Written problem:
Look through the lines below and state how many hold the word "this". Write only the number.

Stored rows:
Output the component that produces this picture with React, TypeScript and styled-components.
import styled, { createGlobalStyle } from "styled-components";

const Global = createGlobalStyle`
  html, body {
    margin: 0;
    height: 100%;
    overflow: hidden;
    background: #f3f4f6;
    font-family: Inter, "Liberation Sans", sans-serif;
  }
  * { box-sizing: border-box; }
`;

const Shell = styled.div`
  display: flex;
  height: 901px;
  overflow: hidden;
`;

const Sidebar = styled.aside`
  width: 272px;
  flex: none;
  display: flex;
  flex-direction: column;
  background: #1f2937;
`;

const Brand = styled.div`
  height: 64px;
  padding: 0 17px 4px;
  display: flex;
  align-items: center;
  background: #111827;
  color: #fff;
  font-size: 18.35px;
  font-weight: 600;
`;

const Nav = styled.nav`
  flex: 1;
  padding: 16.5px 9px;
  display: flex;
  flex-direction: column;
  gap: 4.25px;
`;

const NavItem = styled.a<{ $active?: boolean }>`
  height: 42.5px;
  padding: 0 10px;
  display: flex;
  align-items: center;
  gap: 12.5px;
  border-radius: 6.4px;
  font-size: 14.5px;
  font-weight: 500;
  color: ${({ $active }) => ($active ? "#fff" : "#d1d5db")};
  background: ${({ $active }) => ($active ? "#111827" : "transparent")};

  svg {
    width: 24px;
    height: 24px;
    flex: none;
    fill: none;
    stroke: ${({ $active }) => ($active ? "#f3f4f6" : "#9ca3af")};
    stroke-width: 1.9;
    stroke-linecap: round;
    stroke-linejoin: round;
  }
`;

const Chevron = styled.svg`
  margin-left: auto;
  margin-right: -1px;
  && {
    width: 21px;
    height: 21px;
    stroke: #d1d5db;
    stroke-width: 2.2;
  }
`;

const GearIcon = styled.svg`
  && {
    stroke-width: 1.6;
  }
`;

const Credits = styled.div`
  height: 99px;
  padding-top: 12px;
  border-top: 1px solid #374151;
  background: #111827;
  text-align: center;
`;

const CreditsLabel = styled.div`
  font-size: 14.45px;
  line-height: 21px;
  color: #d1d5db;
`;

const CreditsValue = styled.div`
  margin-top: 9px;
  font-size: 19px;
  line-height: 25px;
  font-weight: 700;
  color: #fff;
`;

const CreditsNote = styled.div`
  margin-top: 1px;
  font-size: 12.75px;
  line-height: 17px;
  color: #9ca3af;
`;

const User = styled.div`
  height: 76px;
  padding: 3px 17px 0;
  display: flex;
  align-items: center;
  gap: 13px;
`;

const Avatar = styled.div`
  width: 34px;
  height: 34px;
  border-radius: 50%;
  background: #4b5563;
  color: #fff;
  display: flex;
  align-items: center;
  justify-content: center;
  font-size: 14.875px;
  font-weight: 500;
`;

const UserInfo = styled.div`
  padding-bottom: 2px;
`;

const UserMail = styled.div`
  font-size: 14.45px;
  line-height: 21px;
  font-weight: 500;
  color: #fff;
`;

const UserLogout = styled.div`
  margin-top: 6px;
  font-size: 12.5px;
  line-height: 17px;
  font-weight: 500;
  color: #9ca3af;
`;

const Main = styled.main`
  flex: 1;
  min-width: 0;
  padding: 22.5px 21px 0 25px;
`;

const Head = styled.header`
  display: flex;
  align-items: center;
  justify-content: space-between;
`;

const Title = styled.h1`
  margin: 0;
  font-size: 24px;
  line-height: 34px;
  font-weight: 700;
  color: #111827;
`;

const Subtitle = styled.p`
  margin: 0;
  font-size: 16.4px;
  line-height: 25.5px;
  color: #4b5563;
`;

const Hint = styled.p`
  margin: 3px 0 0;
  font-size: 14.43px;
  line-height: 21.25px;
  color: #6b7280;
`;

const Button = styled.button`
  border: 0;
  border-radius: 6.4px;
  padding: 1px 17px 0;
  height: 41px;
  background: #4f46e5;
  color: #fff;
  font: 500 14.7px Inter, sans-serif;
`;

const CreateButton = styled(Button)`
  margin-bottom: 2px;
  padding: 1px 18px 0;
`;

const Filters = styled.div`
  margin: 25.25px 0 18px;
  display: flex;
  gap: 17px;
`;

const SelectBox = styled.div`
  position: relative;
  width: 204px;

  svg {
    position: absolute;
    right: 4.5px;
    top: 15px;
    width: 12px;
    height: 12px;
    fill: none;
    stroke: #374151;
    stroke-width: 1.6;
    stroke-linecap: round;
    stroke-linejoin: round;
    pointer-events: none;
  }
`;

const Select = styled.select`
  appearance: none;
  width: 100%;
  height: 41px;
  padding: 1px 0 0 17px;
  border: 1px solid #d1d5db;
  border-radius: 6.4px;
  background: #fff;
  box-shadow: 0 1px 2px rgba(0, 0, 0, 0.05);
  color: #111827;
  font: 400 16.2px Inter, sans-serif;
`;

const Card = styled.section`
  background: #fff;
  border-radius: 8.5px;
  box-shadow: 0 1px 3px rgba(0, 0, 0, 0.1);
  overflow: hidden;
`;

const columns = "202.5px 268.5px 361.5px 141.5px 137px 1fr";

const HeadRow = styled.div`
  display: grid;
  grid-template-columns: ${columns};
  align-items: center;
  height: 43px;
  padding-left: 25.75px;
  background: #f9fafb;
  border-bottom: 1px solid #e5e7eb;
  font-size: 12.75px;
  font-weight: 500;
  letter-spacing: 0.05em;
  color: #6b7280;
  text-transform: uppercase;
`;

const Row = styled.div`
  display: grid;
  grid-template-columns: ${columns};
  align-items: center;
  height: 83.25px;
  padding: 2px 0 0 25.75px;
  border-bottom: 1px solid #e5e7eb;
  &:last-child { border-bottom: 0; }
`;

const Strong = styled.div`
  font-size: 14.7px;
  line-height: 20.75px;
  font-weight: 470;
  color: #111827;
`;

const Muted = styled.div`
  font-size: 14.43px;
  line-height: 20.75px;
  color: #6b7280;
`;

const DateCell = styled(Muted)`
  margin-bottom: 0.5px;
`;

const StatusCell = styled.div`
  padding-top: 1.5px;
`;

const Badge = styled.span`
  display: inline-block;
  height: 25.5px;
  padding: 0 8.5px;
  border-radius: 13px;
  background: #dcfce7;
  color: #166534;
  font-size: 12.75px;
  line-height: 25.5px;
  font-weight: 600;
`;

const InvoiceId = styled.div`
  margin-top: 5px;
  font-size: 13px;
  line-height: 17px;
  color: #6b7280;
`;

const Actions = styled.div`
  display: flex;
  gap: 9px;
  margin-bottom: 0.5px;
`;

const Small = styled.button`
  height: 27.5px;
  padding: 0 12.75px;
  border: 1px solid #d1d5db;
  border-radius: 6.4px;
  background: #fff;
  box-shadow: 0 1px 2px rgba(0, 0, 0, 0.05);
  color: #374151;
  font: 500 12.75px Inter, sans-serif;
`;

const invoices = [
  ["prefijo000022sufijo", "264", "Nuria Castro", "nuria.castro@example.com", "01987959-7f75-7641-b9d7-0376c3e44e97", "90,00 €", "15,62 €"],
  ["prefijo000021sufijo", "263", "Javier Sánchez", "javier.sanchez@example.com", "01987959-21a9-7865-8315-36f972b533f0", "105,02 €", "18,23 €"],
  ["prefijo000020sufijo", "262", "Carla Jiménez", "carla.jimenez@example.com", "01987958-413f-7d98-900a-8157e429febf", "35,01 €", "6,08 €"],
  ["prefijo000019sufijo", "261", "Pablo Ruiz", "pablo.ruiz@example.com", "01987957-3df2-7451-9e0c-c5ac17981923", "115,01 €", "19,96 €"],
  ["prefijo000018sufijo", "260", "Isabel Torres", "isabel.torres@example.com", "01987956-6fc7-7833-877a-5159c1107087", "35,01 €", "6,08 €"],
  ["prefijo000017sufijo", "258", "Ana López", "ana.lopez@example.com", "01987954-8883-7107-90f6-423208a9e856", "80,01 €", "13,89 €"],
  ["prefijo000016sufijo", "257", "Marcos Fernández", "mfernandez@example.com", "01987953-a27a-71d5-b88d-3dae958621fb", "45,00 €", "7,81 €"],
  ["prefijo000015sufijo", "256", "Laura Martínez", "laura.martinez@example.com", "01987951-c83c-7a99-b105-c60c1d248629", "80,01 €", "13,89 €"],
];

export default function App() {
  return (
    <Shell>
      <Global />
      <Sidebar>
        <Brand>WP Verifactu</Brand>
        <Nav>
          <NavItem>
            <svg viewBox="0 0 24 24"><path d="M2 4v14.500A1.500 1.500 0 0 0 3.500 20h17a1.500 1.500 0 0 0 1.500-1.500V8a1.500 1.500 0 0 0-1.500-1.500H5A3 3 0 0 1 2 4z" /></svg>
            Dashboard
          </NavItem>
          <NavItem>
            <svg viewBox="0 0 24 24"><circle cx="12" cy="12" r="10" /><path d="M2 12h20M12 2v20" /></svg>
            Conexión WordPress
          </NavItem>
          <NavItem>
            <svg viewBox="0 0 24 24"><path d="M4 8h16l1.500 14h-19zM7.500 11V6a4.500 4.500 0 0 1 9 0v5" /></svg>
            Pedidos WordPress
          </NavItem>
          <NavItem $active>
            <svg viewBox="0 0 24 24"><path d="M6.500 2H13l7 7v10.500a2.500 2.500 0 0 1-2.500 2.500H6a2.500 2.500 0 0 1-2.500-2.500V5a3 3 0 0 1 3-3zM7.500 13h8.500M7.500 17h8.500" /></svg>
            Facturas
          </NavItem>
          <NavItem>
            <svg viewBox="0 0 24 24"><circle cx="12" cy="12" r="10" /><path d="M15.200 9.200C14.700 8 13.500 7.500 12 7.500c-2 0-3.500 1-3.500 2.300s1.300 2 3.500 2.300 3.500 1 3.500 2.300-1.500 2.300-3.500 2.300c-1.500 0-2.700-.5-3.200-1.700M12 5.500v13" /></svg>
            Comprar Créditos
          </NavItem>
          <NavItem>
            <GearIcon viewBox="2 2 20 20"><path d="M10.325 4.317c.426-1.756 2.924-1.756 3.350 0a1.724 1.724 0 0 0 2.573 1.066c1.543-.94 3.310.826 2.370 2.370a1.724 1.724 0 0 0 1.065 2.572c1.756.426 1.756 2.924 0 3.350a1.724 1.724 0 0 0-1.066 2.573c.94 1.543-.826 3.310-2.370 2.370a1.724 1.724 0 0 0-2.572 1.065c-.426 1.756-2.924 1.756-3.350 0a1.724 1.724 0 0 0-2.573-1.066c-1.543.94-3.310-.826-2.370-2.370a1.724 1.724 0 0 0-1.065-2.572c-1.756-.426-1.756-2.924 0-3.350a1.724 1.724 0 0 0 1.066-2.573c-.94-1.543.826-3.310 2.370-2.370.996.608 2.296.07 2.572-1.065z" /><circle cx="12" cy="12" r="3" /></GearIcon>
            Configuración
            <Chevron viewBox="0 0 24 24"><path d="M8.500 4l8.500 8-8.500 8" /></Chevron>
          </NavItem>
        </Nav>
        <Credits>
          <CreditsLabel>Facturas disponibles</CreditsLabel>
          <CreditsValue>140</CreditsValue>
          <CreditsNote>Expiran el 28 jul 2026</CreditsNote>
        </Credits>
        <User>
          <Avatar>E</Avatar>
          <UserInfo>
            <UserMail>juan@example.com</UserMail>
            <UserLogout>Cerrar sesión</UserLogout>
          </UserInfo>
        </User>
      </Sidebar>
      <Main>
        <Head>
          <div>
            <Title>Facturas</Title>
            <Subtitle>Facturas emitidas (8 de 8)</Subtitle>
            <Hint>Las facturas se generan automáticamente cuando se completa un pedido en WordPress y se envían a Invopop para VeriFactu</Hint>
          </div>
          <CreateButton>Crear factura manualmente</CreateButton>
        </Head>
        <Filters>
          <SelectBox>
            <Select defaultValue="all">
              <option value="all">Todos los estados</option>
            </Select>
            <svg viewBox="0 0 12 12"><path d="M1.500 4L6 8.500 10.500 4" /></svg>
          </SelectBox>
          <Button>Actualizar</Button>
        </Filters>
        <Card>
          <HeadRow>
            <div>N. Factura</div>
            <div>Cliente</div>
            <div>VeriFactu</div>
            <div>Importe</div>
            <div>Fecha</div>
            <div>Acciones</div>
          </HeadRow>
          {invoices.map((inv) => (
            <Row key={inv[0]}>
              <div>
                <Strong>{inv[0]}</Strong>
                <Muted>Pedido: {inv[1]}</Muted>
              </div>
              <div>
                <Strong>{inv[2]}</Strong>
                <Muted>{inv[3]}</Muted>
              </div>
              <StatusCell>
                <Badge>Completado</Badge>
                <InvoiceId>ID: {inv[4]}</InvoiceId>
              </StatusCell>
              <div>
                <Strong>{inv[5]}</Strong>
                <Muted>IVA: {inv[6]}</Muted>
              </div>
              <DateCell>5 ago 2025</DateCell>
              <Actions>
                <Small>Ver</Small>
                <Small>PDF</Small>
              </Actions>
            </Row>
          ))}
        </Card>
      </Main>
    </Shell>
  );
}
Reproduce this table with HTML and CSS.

Answer in full:
2